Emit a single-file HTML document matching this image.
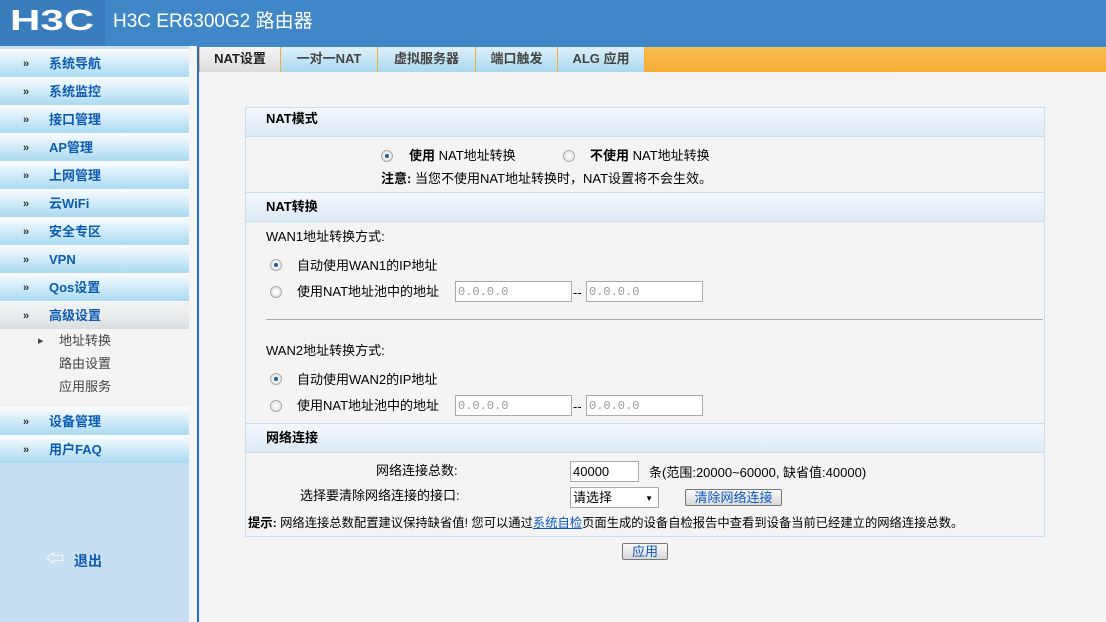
<!DOCTYPE html>
<html><head><meta charset="utf-8"><style>
*{margin:0;padding:0;box-sizing:border-box}
body{width:1106px;height:622px;overflow:hidden;background:#f4f4f4;font-family:"Liberation Sans","Noto Sans CJK SC",sans-serif;font-size:13px;line-height:16px;color:#000;position:relative}
.a{position:absolute;white-space:nowrap}
#hd{left:0;top:0;width:1106px;height:46px;background:#3f87c6}
#lb{left:0;top:0;width:105px;height:46px;background:#3a7dbd}
#logo{left:10px;top:5px;color:#fff;font:bold 29px/32px "Liberation Sans",sans-serif;transform:scaleX(1.45);transform-origin:left}
#title{left:113px;top:11px;color:#fff;font-size:19px;line-height:22px}
#sb{left:0;top:46px;width:189px;height:576px;background:#c8def2}
.it{position:absolute;left:0;width:189px;height:28px;background:linear-gradient(#f8fcff,#d8eef9 40%,#a9daf1);color:#0c5cb3;font-weight:bold;font-size:13px;padding:6px 0 0 49px;border-top:1px solid #fff}
.it:before{content:"»";position:absolute;left:23px;top:6px;color:#333;font-size:11px}
.gr{background:linear-gradient(#f3f3f3,#e8ecef 50%,#d9dde0)}
.sub{position:absolute;left:59px;color:#444;font-size:13px}
#vl{left:197px;top:46px;width:2px;height:576px;background:#1a6ee8}
#tabs{left:199px;top:46px;width:907px;height:26px;background:linear-gradient(#f8bb55,#f5ad32);border-top:1px solid #3f87c6}
.tb{position:absolute;top:47px;height:25px;background:linear-gradient(#def0fa,#a9d9f0);border-right:1px solid #f5ad32;color:#444;font-weight:bold;font-size:13px;text-align:center;padding-top:4px}
#panel{left:245px;top:107px;width:800px;height:430px;border:1px solid #c6dcef;background:#f4f4f4}
.ph{position:absolute;left:0;width:798px;height:30px;background:linear-gradient(#f4f8fc,#dde9f5);border-top:1px solid #c6dcef;border-bottom:1px solid #c6dcef;font-weight:bold;font-size:13px;padding:6px 0 0 20px}
.rd{position:absolute;width:12px;height:12px;border-radius:50%;border:1px solid #aaa;background:radial-gradient(#fff,#ddd)}
.rd.on:after{content:"";position:absolute;left:3px;top:3px;width:4px;height:4px;border-radius:50%;background:#1a5e9a}
.in{position:absolute;height:21px;border:1px solid #aaa;background:#fff;color:#999;font-family:"Liberation Mono",monospace;font-size:12px;padding:2px 2px}
.bt{position:absolute;height:17px;border:1px solid #777;border-radius:2px;background:linear-gradient(#fafafa,#d8d8d8);color:#0b58c2;font-size:13px;line-height:14px;text-align:center;padding-top:1px}
</style></head><body>
<div id="hd" class="a"></div>
<div id="lb" class="a"></div>
<div id="logo" class="a">H3C</div>
<div id="title" class="a">H3C ER6300G2 路由器</div>
<div id="sb" class="a"></div>
<div class="it" style="top:49px">系统导航</div>
<div class="it" style="top:77px">系统监控</div>
<div class="it" style="top:105px">接口管理</div>
<div class="it" style="top:133px">AP管理</div>
<div class="it" style="top:161px">上网管理</div>
<div class="it" style="top:189px">云WiFi</div>
<div class="it" style="top:217px">安全专区</div>
<div class="it" style="top:245px">VPN</div>
<div class="it" style="top:273px">Qos设置</div>
<div class="it gr" style="top:301px">高级设置</div>
<div class="a" style="left:0;top:329px;width:189px;height:78px;background:#f4f4f4"></div>
<div class="a" style="left:38px;top:333px;color:#445;font-size:11px">▸</div>
<div class="sub" style="top:333px">地址转换</div>
<div class="sub" style="top:356px">路由设置</div>
<div class="sub" style="top:379px">应用服务</div>
<div class="it" style="top:407px">设备管理</div>
<div class="it" style="top:435px">用户FAQ</div>
<div class="a" style="left:46px;top:551px;color:#fff;font-size:18px;font-weight:bold">⇦</div>
<div class="a" style="left:74px;top:553px;color:#0c5cb3;font-weight:bold;font-size:14px">退出</div>
<div id="vl" class="a"></div>
<div id="tabs" class="a"></div>
<div class="tb" style="left:200px;width:81px;background:linear-gradient(#f4f4f4,#dcdcdc);color:#222">NAT设置</div>
<div class="tb" style="left:281px;width:97px">一对一NAT</div>
<div class="tb" style="left:378px;width:98px">虚拟服务器</div>
<div class="tb" style="left:476px;width:82px">端口触发</div>
<div class="tb" style="left:558px;width:87px">ALG 应用</div>
<div id="panel" class="a">
<div class="ph" style="top:-1px;padding-top:3px">NAT模式</div>
<div class="rd on" style="left:135px;top:42px"></div>
<div class="a" style="left:163px;top:40px"><b>使用</b> NAT地址转换</div>
<div class="rd" style="left:317px;top:42px"></div>
<div class="a" style="left:344px;top:40px"><b>不使用</b> NAT地址转换</div>
<div class="a" style="left:135px;top:63px"><b>注意:</b> 当您不使用NAT地址转换时，NAT设置将不会生效。</div>
<div class="ph" style="top:84px">NAT转换</div>
<div class="a" style="left:20px;top:121px">WAN1地址转换方式:</div>
<div class="rd on" style="left:24px;top:151px"></div>
<div class="a" style="left:51px;top:150px">自动使用WAN1的IP地址</div>
<div class="rd" style="left:24px;top:178px"></div>
<div class="a" style="left:51px;top:176px">使用NAT地址池中的地址</div>
<div class="in" style="left:209px;top:173px;width:117px">0.0.0.0</div>
<div class="a" style="left:327px;top:177px">--</div>
<div class="in" style="left:340px;top:173px;width:117px">0.0.0.0</div>
<div class="a" style="left:20px;top:211px;width:777px;height:1px;background:#aaa"></div>
<div class="a" style="left:20px;top:235px">WAN2地址转换方式:</div>
<div class="rd on" style="left:24px;top:265px"></div>
<div class="a" style="left:51px;top:264px">自动使用WAN2的IP地址</div>
<div class="rd" style="left:24px;top:292px"></div>
<div class="a" style="left:51px;top:290px">使用NAT地址池中的地址</div>
<div class="in" style="left:209px;top:287px;width:117px">0.0.0.0</div>
<div class="a" style="left:327px;top:291px">--</div>
<div class="in" style="left:340px;top:287px;width:117px">0.0.0.0</div>
<div class="ph" style="top:315px">网络连接</div>
<div class="a" style="left:130px;top:355px">网络连接总数:</div>
<div class="in" style="left:324px;top:353px;width:69px;color:#000;font-family:'Liberation Sans',sans-serif;font-size:13px">40000</div>
<div class="a" style="left:403px;top:357px">条(范围:20000~60000, 缺省值:40000)</div>
<div class="a" style="left:54px;top:380px">选择要清除网络连接的接口:</div>
<div class="in" style="left:324px;top:379px;width:89px;color:#000;font-family:'Liberation Sans','Noto Sans CJK SC',sans-serif;font-size:13px;line-height:15px">请选择<span style="position:absolute;right:5px;top:3px;font-size:8px">▼</span></div>
<div class="bt" style="left:439px;top:381px;width:97px">清除网络连接</div>
<div class="a" style="left:2px;top:407px;font-size:12.3px"><b>提示:</b> 网络连接总数配置建议保持缺省值! 您可以通过<u style="color:#0b58c2">系统自检</u>页面生成的设备自检报告中查看到设备当前已经建立的网络连接总数。</div>
</div>
<div class="bt" style="left:622px;top:543px;width:46px">应用</div>
</body></html>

·····

#### Work to be completed:
Copy the material above exactly and drop the pictures.

#### Result:
Emit a single-file HTML document matching this image.
<!DOCTYPE html>
<html><head><meta charset="utf-8"><style>
*{margin:0;padding:0;box-sizing:border-box}
body{width:1106px;height:622px;overflow:hidden;background:#f4f4f4;font-family:"Liberation Sans","Noto Sans CJK SC",sans-serif;font-size:13px;line-height:16px;color:#000;position:relative}
.a{position:absolute;white-space:nowrap}
#hd{left:0;top:0;width:1106px;height:46px;background:#3f87c6}
#lb{left:0;top:0;width:105px;height:46px;background:#3a7dbd}
#logo{left:10px;top:5px;color:#fff;font:bold 29px/32px "Liberation Sans",sans-serif;transform:scaleX(1.45);transform-origin:left}
#title{left:113px;top:11px;color:#fff;font-size:19px;line-height:22px}
#sb{left:0;top:46px;width:189px;height:576px;background:#c8def2}
.it{position:absolute;left:0;width:189px;height:28px;background:linear-gradient(#f8fcff,#d8eef9 40%,#a9daf1);color:#0c5cb3;font-weight:bold;font-size:13px;padding:6px 0 0 49px;border-top:1px solid #fff}
.it:before{content:"»";position:absolute;left:23px;top:6px;color:#333;font-size:11px}
.gr{background:linear-gradient(#f3f3f3,#e8ecef 50%,#d9dde0)}
.sub{position:absolute;left:59px;color:#444;font-size:13px}
#vl{left:197px;top:46px;width:2px;height:576px;background:#1a6ee8}
#tabs{left:199px;top:46px;width:907px;height:26px;background:linear-gradient(#f8bb55,#f5ad32);border-top:1px solid #3f87c6}
.tb{position:absolute;top:47px;height:25px;background:linear-gradient(#def0fa,#a9d9f0);border-right:1px solid #f5ad32;color:#444;font-weight:bold;font-size:13px;text-align:center;padding-top:4px}
#panel{left:245px;top:107px;width:800px;height:430px;border:1px solid #c6dcef;background:#f4f4f4}
.ph{position:absolute;left:0;width:798px;height:30px;background:linear-gradient(#f4f8fc,#dde9f5);border-top:1px solid #c6dcef;border-bottom:1px solid #c6dcef;font-weight:bold;font-size:13px;padding:6px 0 0 20px}
.rd{position:absolute;width:12px;height:12px;border-radius:50%;border:1px solid #aaa;background:radial-gradient(#fff,#ddd)}
.rd.on:after{content:"";position:absolute;left:3px;top:3px;width:4px;height:4px;border-radius:50%;background:#1a5e9a}
.in{position:absolute;height:21px;border:1px solid #aaa;background:#fff;color:#999;font-family:"Liberation Mono",monospace;font-size:12px;padding:2px 2px}
.bt{position:absolute;height:17px;border:1px solid #777;border-radius:2px;background:linear-gradient(#fafafa,#d8d8d8);color:#0b58c2;font-size:13px;line-height:14px;text-align:center;padding-top:1px}
</style></head><body>
<div id="hd" class="a"></div>
<div id="lb" class="a"></div>
<div id="logo" class="a">H3C</div>
<div id="title" class="a">H3C ER6300G2 路由器</div>
<div id="sb" class="a"></div>
<div class="it" style="top:49px">系统导航</div>
<div class="it" style="top:77px">系统监控</div>
<div class="it" style="top:105px">接口管理</div>
<div class="it" style="top:133px">AP管理</div>
<div class="it" style="top:161px">上网管理</div>
<div class="it" style="top:189px">云WiFi</div>
<div class="it" style="top:217px">安全专区</div>
<div class="it" style="top:245px">VPN</div>
<div class="it" style="top:273px">Qos设置</div>
<div class="it gr" style="top:301px">高级设置</div>
<div class="a" style="left:0;top:329px;width:189px;height:78px;background:#f4f4f4"></div>
<div class="a" style="left:38px;top:333px;color:#445;font-size:11px">▸</div>
<div class="sub" style="top:333px">地址转换</div>
<div class="sub" style="top:356px">路由设置</div>
<div class="sub" style="top:379px">应用服务</div>
<div class="it" style="top:407px">设备管理</div>
<div class="it" style="top:435px">用户FAQ</div>
<div class="a" style="left:46px;top:551px;color:#fff;font-size:18px;font-weight:bold">⇦</div>
<div class="a" style="left:74px;top:553px;color:#0c5cb3;font-weight:bold;font-size:14px">退出</div>
<div id="vl" class="a"></div>
<div id="tabs" class="a"></div>
<div class="tb" style="left:200px;width:81px;background:linear-gradient(#f4f4f4,#dcdcdc);color:#222">NAT设置</div>
<div class="tb" style="left:281px;width:97px">一对一NAT</div>
<div class="tb" style="left:378px;width:98px">虚拟服务器</div>
<div class="tb" style="left:476px;width:82px">端口触发</div>
<div class="tb" style="left:558px;width:87px">ALG 应用</div>
<div id="panel" class="a">
<div class="ph" style="top:-1px;padding-top:3px">NAT模式</div>
<div class="rd on" style="left:135px;top:42px"></div>
<div class="a" style="left:163px;top:40px"><b>使用</b> NAT地址转换</div>
<div class="rd" style="left:317px;top:42px"></div>
<div class="a" style="left:344px;top:40px"><b>不使用</b> NAT地址转换</div>
<div class="a" style="left:135px;top:63px"><b>注意:</b> 当您不使用NAT地址转换时，NAT设置将不会生效。</div>
<div class="ph" style="top:84px">NAT转换</div>
<div class="a" style="left:20px;top:121px">WAN1地址转换方式:</div>
<div class="rd on" style="left:24px;top:151px"></div>
<div class="a" style="left:51px;top:150px">自动使用WAN1的IP地址</div>
<div class="rd" style="left:24px;top:178px"></div>
<div class="a" style="left:51px;top:176px">使用NAT地址池中的地址</div>
<div class="in" style="left:209px;top:173px;width:117px">0.0.0.0</div>
<div class="a" style="left:327px;top:177px">--</div>
<div class="in" style="left:340px;top:173px;width:117px">0.0.0.0</div>
<div class="a" style="left:20px;top:211px;width:777px;height:1px;background:#aaa"></div>
<div class="a" style="left:20px;top:235px">WAN2地址转换方式:</div>
<div class="rd on" style="left:24px;top:265px"></div>
<div class="a" style="left:51px;top:264px">自动使用WAN2的IP地址</div>
<div class="rd" style="left:24px;top:292px"></div>
<div class="a" style="left:51px;top:290px">使用NAT地址池中的地址</div>
<div class="in" style="left:209px;top:287px;width:117px">0.0.0.0</div>
<div class="a" style="left:327px;top:291px">--</div>
<div class="in" style="left:340px;top:287px;width:117px">0.0.0.0</div>
<div class="ph" style="top:315px">网络连接</div>
<div class="a" style="left:130px;top:355px">网络连接总数:</div>
<div class="in" style="left:324px;top:353px;width:69px;color:#000;font-family:'Liberation Sans',sans-serif;font-size:13px">40000</div>
<div class="a" style="left:403px;top:357px">条(范围:20000~60000, 缺省值:40000)</div>
<div class="a" style="left:54px;top:380px">选择要清除网络连接的接口:</div>
<div class="in" style="left:324px;top:379px;width:89px;color:#000;font-family:'Liberation Sans','Noto Sans CJK SC',sans-serif;font-size:13px;line-height:15px">请选择<span style="position:absolute;right:5px;top:3px;font-size:8px">▼</span></div>
<div class="bt" style="left:439px;top:381px;width:97px">清除网络连接</div>
<div class="a" style="left:2px;top:407px;font-size:12.3px"><b>提示:</b> 网络连接总数配置建议保持缺省值! 您可以通过<u style="color:#0b58c2">系统自检</u>页面生成的设备自检报告中查看到设备当前已经建立的网络连接总数。</div>
</div>
<div class="bt" style="left:622px;top:543px;width:46px">应用</div>
</body></html>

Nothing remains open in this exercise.